Work required>
In the listing below, locate the lines bearing the word "React". Copy every one of them.

Supplied data>

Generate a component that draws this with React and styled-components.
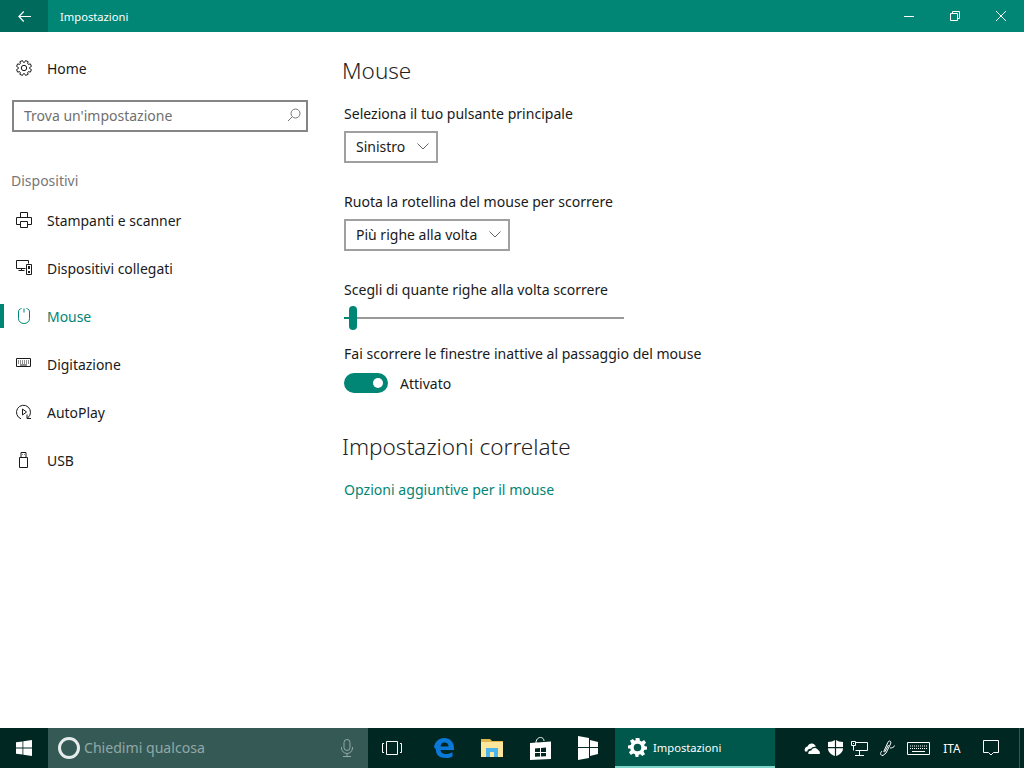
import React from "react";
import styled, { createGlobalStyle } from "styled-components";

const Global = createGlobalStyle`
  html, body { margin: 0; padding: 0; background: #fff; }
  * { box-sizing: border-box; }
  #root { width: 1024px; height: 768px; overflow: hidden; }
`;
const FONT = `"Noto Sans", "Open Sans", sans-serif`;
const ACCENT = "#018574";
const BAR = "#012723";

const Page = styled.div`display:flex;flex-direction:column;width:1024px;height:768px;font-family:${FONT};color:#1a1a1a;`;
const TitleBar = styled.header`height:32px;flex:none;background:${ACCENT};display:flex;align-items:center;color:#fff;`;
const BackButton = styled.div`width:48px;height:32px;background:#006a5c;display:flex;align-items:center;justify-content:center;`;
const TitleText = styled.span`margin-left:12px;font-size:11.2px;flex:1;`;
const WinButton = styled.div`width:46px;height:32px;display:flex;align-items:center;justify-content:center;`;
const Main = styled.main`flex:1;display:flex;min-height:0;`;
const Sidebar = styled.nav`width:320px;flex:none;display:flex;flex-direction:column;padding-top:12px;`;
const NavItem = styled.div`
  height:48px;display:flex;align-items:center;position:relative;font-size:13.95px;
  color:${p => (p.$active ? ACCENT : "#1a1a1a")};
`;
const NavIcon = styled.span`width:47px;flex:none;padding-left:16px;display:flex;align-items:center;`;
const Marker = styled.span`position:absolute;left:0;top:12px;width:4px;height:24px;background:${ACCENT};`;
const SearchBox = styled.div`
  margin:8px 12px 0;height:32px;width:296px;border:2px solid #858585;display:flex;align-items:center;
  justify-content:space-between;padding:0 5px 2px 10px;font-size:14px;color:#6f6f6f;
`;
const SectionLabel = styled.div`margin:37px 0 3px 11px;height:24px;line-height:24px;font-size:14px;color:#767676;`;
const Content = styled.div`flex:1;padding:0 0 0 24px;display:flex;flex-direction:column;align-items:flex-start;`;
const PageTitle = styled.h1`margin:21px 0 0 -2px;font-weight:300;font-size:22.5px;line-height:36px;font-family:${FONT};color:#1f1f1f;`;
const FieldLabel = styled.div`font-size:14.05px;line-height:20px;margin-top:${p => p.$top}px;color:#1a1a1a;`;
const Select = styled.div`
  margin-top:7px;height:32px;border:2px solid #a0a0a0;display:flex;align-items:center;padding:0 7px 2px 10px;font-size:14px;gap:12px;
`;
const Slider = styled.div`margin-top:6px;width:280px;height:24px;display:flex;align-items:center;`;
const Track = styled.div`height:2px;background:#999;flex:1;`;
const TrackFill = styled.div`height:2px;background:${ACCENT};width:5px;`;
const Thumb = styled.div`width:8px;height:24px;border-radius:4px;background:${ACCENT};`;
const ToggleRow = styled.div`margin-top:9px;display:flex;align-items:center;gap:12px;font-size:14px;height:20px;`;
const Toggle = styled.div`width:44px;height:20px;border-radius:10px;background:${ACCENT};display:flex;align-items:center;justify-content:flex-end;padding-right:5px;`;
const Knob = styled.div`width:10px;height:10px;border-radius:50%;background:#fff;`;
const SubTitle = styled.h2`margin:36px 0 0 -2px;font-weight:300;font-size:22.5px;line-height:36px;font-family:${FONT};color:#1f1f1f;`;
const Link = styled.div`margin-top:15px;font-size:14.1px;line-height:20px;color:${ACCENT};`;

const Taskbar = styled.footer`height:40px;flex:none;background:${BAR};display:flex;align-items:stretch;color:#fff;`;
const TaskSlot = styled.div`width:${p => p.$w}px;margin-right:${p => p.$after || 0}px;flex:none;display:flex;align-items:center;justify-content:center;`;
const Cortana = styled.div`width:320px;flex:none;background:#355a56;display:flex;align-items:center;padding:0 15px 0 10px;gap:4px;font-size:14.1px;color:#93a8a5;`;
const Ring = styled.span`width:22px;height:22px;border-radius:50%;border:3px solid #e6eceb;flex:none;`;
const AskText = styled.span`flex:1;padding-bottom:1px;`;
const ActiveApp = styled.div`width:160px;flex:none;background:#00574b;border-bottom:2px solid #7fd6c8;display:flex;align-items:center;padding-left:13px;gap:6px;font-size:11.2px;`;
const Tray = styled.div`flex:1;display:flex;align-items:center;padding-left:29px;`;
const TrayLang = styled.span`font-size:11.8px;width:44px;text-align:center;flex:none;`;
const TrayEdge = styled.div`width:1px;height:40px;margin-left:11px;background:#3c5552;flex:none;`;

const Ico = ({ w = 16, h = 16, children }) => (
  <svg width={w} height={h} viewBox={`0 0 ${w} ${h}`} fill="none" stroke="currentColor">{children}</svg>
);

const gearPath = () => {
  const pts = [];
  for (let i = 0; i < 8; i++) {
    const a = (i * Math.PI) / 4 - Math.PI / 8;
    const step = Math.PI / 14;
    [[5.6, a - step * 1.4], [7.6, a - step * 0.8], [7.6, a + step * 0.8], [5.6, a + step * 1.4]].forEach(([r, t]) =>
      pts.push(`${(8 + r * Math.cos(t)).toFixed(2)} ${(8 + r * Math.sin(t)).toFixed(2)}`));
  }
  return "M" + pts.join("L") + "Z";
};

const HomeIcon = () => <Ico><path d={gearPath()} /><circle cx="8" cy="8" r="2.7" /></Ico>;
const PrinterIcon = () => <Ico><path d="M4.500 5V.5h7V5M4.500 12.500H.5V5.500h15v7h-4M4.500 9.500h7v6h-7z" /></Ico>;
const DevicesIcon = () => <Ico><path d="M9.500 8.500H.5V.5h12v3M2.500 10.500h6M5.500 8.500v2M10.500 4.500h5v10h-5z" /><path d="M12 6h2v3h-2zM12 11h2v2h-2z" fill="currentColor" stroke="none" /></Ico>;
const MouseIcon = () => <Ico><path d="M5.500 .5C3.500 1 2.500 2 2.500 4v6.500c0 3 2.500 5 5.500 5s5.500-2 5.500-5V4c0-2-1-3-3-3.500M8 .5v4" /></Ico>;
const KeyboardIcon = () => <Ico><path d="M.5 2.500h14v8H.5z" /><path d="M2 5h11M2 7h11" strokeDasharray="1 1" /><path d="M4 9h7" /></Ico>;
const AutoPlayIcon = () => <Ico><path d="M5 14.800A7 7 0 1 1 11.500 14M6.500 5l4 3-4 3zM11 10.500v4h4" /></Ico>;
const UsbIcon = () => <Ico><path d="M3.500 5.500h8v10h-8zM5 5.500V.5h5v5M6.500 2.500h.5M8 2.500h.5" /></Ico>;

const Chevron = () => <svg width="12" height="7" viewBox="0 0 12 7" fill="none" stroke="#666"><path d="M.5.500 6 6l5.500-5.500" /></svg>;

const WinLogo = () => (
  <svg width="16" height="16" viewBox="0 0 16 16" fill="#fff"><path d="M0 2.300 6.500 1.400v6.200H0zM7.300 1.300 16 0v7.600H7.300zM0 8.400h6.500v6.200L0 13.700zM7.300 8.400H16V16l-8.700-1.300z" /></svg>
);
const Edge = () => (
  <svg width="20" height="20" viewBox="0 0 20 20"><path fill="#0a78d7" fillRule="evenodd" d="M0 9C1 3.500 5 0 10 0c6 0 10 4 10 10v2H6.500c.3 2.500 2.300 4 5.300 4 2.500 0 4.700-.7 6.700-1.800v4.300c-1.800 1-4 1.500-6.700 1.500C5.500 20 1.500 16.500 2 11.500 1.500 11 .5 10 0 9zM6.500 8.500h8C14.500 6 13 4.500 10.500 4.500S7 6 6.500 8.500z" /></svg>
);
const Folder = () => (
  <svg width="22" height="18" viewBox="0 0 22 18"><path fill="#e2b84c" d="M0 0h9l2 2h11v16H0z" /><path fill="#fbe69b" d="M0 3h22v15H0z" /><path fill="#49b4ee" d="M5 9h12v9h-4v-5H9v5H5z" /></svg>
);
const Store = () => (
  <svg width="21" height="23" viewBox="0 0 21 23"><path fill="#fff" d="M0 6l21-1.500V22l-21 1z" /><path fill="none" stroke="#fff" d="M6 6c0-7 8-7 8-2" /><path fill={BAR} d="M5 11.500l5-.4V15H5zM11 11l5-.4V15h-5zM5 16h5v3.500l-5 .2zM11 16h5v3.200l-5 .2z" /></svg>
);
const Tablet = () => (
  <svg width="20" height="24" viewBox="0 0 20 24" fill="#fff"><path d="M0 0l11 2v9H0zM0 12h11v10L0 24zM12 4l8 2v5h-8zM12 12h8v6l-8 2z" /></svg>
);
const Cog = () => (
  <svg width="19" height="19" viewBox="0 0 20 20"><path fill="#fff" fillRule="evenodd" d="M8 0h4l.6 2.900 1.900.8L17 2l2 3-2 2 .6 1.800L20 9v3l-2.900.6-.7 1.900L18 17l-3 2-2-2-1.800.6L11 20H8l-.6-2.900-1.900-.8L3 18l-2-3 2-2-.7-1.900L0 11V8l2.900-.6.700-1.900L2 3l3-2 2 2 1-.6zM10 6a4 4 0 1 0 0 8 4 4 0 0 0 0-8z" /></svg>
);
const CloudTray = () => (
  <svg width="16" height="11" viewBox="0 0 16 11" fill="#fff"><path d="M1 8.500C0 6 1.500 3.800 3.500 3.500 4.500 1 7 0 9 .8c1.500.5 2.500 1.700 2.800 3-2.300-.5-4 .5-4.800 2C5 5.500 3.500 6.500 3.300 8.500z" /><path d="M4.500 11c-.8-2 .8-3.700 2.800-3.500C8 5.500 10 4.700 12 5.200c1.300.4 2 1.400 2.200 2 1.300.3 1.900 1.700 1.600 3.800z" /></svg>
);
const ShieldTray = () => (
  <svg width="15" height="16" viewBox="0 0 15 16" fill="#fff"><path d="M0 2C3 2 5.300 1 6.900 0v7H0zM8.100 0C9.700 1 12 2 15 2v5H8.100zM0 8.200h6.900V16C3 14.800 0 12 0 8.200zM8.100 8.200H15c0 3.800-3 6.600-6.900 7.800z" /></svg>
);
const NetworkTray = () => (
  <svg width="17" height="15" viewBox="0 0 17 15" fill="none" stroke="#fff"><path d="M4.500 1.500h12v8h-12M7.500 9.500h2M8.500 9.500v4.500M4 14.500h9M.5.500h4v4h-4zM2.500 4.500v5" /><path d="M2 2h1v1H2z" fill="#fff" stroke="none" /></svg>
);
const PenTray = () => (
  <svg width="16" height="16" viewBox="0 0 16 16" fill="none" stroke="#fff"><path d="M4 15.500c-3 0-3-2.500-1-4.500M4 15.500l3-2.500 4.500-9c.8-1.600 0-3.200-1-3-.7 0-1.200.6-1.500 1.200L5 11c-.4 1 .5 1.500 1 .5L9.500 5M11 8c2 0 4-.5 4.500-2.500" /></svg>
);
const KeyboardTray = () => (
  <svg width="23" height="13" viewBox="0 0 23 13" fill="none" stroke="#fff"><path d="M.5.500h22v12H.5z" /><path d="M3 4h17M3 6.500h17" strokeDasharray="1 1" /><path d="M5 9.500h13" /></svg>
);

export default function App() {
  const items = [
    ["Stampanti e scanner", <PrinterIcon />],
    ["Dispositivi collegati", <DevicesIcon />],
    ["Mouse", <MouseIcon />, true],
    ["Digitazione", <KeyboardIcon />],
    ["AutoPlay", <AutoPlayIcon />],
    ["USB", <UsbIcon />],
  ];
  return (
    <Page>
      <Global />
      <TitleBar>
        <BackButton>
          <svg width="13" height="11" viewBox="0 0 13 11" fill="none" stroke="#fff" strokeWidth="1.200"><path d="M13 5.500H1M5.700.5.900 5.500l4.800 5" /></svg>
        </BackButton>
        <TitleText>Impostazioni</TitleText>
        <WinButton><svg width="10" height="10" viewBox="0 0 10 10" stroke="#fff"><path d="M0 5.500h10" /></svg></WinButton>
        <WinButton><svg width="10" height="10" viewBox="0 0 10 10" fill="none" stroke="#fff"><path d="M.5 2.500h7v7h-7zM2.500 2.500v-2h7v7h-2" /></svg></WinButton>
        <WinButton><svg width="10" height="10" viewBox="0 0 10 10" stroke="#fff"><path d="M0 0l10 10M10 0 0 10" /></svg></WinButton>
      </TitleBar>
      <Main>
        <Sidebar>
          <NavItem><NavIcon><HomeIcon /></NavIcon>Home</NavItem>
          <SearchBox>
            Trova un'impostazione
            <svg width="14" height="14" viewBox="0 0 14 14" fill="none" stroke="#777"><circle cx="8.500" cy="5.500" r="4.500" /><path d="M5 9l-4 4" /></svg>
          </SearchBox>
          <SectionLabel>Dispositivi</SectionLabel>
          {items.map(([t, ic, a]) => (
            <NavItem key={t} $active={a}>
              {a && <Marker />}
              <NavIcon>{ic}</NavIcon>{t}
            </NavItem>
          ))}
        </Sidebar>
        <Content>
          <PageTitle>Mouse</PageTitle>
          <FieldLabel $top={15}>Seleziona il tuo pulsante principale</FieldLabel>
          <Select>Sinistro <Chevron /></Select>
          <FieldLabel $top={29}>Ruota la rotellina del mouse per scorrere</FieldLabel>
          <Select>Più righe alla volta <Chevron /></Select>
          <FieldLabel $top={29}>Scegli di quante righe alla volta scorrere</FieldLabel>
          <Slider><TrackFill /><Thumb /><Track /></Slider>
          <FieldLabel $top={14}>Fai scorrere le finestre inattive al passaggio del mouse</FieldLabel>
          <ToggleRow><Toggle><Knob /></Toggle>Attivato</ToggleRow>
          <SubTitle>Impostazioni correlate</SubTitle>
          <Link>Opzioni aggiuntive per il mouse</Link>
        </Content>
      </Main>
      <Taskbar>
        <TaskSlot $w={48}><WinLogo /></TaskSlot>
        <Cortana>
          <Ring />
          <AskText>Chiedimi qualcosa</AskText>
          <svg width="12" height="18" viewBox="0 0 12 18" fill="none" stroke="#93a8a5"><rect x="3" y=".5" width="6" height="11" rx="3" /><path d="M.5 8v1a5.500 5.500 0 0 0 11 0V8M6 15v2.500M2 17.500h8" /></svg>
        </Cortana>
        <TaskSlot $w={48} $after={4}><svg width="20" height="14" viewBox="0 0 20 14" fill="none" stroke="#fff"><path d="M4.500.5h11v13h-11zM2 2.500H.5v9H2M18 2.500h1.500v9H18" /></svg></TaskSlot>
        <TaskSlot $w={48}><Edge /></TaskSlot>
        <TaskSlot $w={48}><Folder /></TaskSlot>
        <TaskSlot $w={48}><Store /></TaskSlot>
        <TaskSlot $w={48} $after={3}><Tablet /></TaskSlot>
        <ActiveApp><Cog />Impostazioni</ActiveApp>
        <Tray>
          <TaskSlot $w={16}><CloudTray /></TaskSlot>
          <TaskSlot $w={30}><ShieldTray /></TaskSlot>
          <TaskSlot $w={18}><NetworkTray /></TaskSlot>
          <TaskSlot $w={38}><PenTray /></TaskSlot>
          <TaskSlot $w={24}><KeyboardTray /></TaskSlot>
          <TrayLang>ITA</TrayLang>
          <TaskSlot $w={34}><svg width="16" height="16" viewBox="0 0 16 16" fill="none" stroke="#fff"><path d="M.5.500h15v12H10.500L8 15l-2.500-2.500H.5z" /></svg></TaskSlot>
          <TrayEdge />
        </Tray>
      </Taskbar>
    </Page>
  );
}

Reply to the exercise>
Generate a component that draws this with React and styled-components.
import React from "react";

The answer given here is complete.